--- Start ---
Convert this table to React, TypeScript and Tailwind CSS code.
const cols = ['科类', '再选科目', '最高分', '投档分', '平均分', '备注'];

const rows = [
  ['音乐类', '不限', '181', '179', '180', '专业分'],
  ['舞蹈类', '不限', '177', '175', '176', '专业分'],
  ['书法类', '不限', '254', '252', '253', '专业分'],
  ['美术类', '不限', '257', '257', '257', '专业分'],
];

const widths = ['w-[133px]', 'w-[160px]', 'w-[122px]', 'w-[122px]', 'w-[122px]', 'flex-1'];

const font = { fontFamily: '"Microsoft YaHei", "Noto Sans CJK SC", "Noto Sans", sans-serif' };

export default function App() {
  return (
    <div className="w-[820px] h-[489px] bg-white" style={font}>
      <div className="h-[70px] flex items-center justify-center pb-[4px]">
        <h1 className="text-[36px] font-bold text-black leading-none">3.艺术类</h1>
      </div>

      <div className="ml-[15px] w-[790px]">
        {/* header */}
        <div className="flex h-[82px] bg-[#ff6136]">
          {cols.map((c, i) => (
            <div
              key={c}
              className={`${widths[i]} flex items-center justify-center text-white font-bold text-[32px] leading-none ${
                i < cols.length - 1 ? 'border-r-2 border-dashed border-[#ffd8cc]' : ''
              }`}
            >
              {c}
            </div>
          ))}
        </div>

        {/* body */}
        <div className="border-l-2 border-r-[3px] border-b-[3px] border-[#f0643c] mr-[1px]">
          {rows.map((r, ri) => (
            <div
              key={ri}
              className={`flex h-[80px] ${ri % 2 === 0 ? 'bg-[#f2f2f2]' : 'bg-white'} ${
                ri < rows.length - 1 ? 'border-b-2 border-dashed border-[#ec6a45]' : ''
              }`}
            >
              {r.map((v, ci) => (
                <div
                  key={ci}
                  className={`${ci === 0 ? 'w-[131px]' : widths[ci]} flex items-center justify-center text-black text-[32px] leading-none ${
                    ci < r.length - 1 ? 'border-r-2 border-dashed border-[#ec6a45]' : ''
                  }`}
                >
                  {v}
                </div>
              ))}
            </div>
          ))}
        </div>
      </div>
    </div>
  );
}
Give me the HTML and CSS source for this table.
--- End ---
_Written exercise_.
Look through the records and gather each line with the word "this".

_Finished task_.
Convert this table to React, TypeScript and Tailwind CSS code.
Give me the HTML and CSS source for this table.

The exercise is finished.